With a significant portion of Government debt due for repayment in the third and fourth quarters of the 2015/2016 financial year, there have been concerns on the possibility of the Government ramping up domestic borrowing, crowding out the private sector.
"There are several repayments due for maturity starting this month and the Government has to meet its obligation to investors to pay up, which will put significant pressure on Treasury," explains Mr Maurice Oduor, an Investment Manager at Cytonn Investments.
In addition to this, the fact that majority of this debt is short-term, the Government has a delicate balancing act in paying and refinancing it's debt.
"In December alone, total Government debt maturities stood at Sh58 billion and an additional Sh9 billion dollar denominated Eurobond interest payment, bringing total debt due in December to Sh67 billion," read a report from Cytonn Investments in part. "In January 2016, the figure is much higher at Sh86.0 billion."

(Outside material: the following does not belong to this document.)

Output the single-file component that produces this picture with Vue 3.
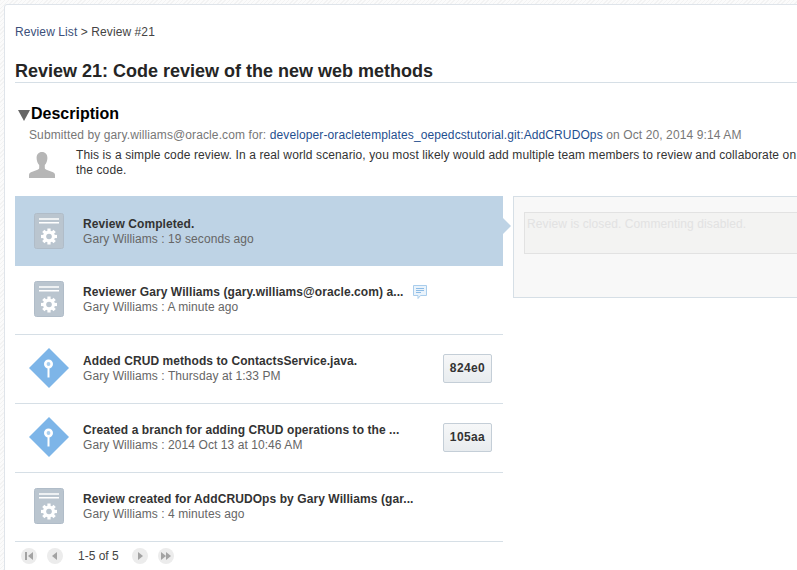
<template>
  <div class="page">
    <div class="panel">
      <div class="crumbs"><a class="link">Review List</a> &gt; Review #21</div>
      <h1 class="title">Review 21: Code review of the new web methods</h1>

      <div class="desc-head">
        <span class="caret"></span>
        <h2>Description</h2>
      </div>
      <div class="submitted">
        Submitted by gary.williams@oracle.com for:
        <a class="repo">developer-oracletemplates_oepedcstutorial.git:AddCRUDOps</a>
        on Oct 20, 2014 9:14 AM
      </div>
      <div class="desc-body">
        <svg class="avatar" viewBox="0 0 26 26" width="26" height="26">
          <path d="M13 0c3.400 0 5.400 2.500 5.400 6 0 2.900-1.100 5.600-2.600 7v2.800c0 1 .5 1.500 1.600 2l5.300 2c2 .8 3.300 1.500 3.300 3.200v3H0v-3c0-1.700 1.300-2.400 3.300-3.200l5.300-2c1.100-.5 1.600-1 1.600-2V13c-1.500-1.400-2.600-4.100-2.600-7 0-3.500 2-6 5.400-6z" fill="#b6b6b6"/>
        </svg>
        <p>This is a simple code review. In a real world scenario, you most likely would add multiple team members to review and collaborate on the code.</p>
      </div>

      <div class="split">
        <div class="list">
          <div v-for="(row, i) in rows" :key="i" class="row" :class="{ selected: i === 0 }">
            <div class="icon">
              <svg v-if="row.kind === 'doc'" viewBox="0 0 30 36" width="30" height="36">
                <rect x="0.500" y="0.500" width="29" height="35" rx="2" fill="#bac5cf" stroke="#b0bcc8"/>
                <path d="M5 6h20M5 9.800h20" stroke="#fff" stroke-width="1.500" fill="none"/>
                <g transform="translate(15 23.500)" fill="#fff">
                  <circle r="6"/>
                  <rect v-for="a in [0, 45, 90, 135]" :key="a" x="-1.600" y="-8" width="3.200" height="16" :transform="`rotate(${a})`"/>
                </g>
                <circle cx="15" cy="23.500" r="2.800" fill="#bac5cf"/>
              </svg>
              <svg v-else viewBox="0 0 40 40" width="40" height="40">
                <path d="M20 0l20 20-20 20L0 20z" fill="#7db5e8"/>
                <path d="M19.500 17v12.500" stroke="#fff" stroke-width="2" fill="none"/>
                <circle cx="19.500" cy="16" r="3.200" fill="#a9cff0" stroke="#fff" stroke-width="2.600"/>
              </svg>
            </div>
            <div class="text">
              <div class="row-title">{{ row.title }}</div>
              <div class="row-sub">{{ row.sub }}</div>
            </div>
            <svg v-if="row.comment" class="bubble" viewBox="0 0 14 15" width="14" height="15">
              <path d="M.5.500h13v10H7.500l-2.500 3v-3H.5z" fill="#eaf3fb" stroke="#a9cdec"/>
              <path d="M3 3.500h8M3 5.500h8M3 7.500h5" stroke="#8dbce6" fill="none"/>
            </svg>
            <button v-if="row.hash" class="hash">{{ row.hash }}</button>
          </div>
          <div class="pager">
            <span class="pg"><svg viewBox="0 0 16 16" width="16" height="16"><path d="M4 4h2v8H4zM12 4v8L7 8z" fill="#a3a3a3"/></svg></span>
            <span class="pg"><svg viewBox="0 0 16 16" width="16" height="16"><path d="M10 4v8L5 8z" fill="#a3a3a3"/></svg></span>
            <span class="count">1-5 of 5</span>
            <span class="pg"><svg viewBox="0 0 16 16" width="16" height="16"><path d="M6 4v8l5-4z" fill="#a3a3a3"/></svg></span>
            <span class="pg"><svg viewBox="0 0 16 16" width="16" height="16"><path d="M3 4v8l5-4zM8 4v8l5-4z" fill="#a3a3a3"/></svg></span>
          </div>
        </div>
        <div class="comments">
          <div class="closed">Review is closed. Commenting disabled.</div>
        </div>
      </div>
    </div>
  </div>
</template>

<script setup>
const rows = [
  { kind: 'doc', title: 'Review Completed.', sub: 'Gary Williams : 19 seconds ago' },
  { kind: 'doc', title: 'Reviewer Gary Williams (gary.williams@oracle.com) a...', sub: 'Gary Williams : A minute ago', comment: true },
  { kind: 'commit', title: 'Added CRUD methods to ContactsService.java.', sub: 'Gary Williams : Thursday at 1:33 PM', hash: '824e0' },
  { kind: 'commit', title: 'Created a branch for adding CRUD operations to the ...', sub: 'Gary Williams : 2014 Oct 13 at 10:46 AM', hash: '105aa' },
  { kind: 'doc', title: 'Review created for AddCRUDOps by Gary Williams (gar...', sub: 'Gary Williams : 4 minutes ago' }
]
</script>

<style>
html, body {
  margin: 0;
  overflow: hidden;
}
body {
  background: repeating-linear-gradient(135deg, #f3f3f3 0 1px, #fbfbfb 1px 3px);
}
</style>

<style scoped>
.page {
  width: 797px;
  height: 570px;
  overflow: hidden;
  padding: 4px 0 0 4px;
  box-sizing: border-box;
  font-family: "Liberation Sans", Arial, sans-serif;
  font-size: 12px;
  color: #333;
}

.panel {
  width: 860px;
  height: 600px;
  background: #fff;
  border: 1px solid #dfe4ea;
  border-radius: 3px;
  padding: 20px 0 0 10px;
  box-sizing: border-box;
}

.crumbs {
  line-height: 15px;
  color: #444;
  letter-spacing: 0.09px;
}

.link {
  color: #3c4f7a;
}

.title {
  margin: 21px 0 0;
  font-size: 18px;
  line-height: 20px;
  padding-bottom: 1px;
  font-weight: bold;
  color: #252525;
  border-bottom: 1px solid #d6dfe6;
}

.desc-head {
  display: flex;
  align-items: center;
  margin-top: 20px;
  height: 22px;
}

.caret {
  width: 0;
  height: 0;
  margin: 3px 1px 0 3px;
  border-left: 6px solid transparent;
  border-right: 6px solid transparent;
  border-top: 11px solid #666;
}

.desc-head h2 {
  margin: 0;
  font-size: 16px;
  font-weight: bold;
  color: #000;
}

.submitted {
  margin: 3px 0 0 14px;
  line-height: 15px;
  color: #777;
  white-space: nowrap;
  letter-spacing: 0.11px;
}

.repo {
  color: #1f4f8f;
}

.desc-body {
  display: flex;
  margin: 5px 0 0 14px;
  width: 790px;
}

.avatar {
  flex: none;
  margin-top: 4px;
}

.desc-body p {
  margin: 0 0 0 21px;
  line-height: 15px;
  width: 725px;
  color: #333;
  letter-spacing: 0.115px;
}

.split {
  display: flex;
  align-items: flex-start;
  margin-top: 18px;
}

.list {
  width: 488px;
}

.row {
  display: flex;
  align-items: center;
  height: 68px;
  box-sizing: content-box;
  border-bottom: 1px solid #d6dfe6;
  position: relative;
}

.row:not(.selected) {
  height: 66px;
  padding-bottom: 2px;
}

.row.selected {
  height: 69px;
  background: #bed3e5;
  border-bottom-color: #bed3e5;
}

.row.selected::after {
  content: "";
  position: absolute;
  left: 100%;
  top: 22px;
  border-top: 8px solid transparent;
  border-bottom: 8px solid transparent;
  border-left: 8px solid #bed3e5;
}

.icon {
  flex: none;
  width: 40px;
  height: 40px;
  margin-left: 14px;
  display: flex;
  align-items: center;
  justify-content: center;
}

.text {
  margin-left: 14px;
  padding-top: 2px;
  flex: 1;
  min-width: 0;
}

.row-title {
  font-weight: bold;
  line-height: 15px;
  color: #333;
  white-space: nowrap;
  letter-spacing: 0.08px;
}

.row-sub {
  line-height: 15px;
  color: #666;
  letter-spacing: 0.07px;
}

.bubble {
  position: absolute;
  left: 398px;
  top: 19px;
}

.hash {
  flex: none;
  width: 49px;
  height: 29px;
  margin-right: 11px;
  padding: 0;
  border: 1px solid #c4ced7;
  border-radius: 2px;
  background: linear-gradient(#f6f7f8, #e8ecef);
  font-family: "Liberation Sans", Arial, sans-serif;
  font-size: 12px;
  font-weight: bold;
  letter-spacing: 0.4px;
  color: #333;
}

.pager {
  display: flex;
  align-items: center;
  height: 27px;
  padding-left: 6px;
}

.pg {
  width: 16px;
  height: 16px;
  border-radius: 50%;
  background: #ececec;
  display: flex;
  margin-right: 10px;
}

.count {
  width: 40px;
  margin: 0 14px 0 5px;
  white-space: nowrap;
  color: #444;
}

.comments {
  margin-left: 10px;
  width: 320px;
  height: 102px;
  box-sizing: border-box;
  padding: 15px 10px;
  background: #f8f8f8;
  border: 1px solid #d6dfe6;
}

.closed {
  height: 42px;
  box-sizing: border-box;
  padding: 3px 2px;
  background: #f3f3f2;
  border: 1px solid #e2e2e2;
  color: #e2e2e2;
  line-height: 16px;
  letter-spacing: 0.1px;
}
</style>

With the Kenya Revenue Authority (KRA) hard pressed to meet its revenue collection targets and CBK maintaining a tight monetary policy, consumer interest rates are set to go higher as the effects of the expensive credit filters through the system.
KRA boss John Njiraini last month warned that a poor performance in income tax driven by employment freezes and sackings in Government and the private sector is making it hard to meet revenue targets.
The Pay-As-You-Earn (PAYE) is one of the biggest sources of taxes in the country, accounting for more than half of taxes collected.
The new excise tax law implemented in November last year is however expected to bring in some much-needed windfall for the taxman in the second half of the 2015/2016 financial year.
Data from the World Bank's 2016 edition of the International Debt Statistics indicates that Kenya's external debt stock jumped by 18 per cent from Sh1.3 trillion in 2013 to Sh1.6 trillion in 2014 - the highest recorded growth in at least 10 years.
A large part of this spike was attributed to the country's first Sh200 billion Eurobond floated in June 2014, which has since cast Treasury and the Jubilee administration into the spotlight over the disbursement of the funds.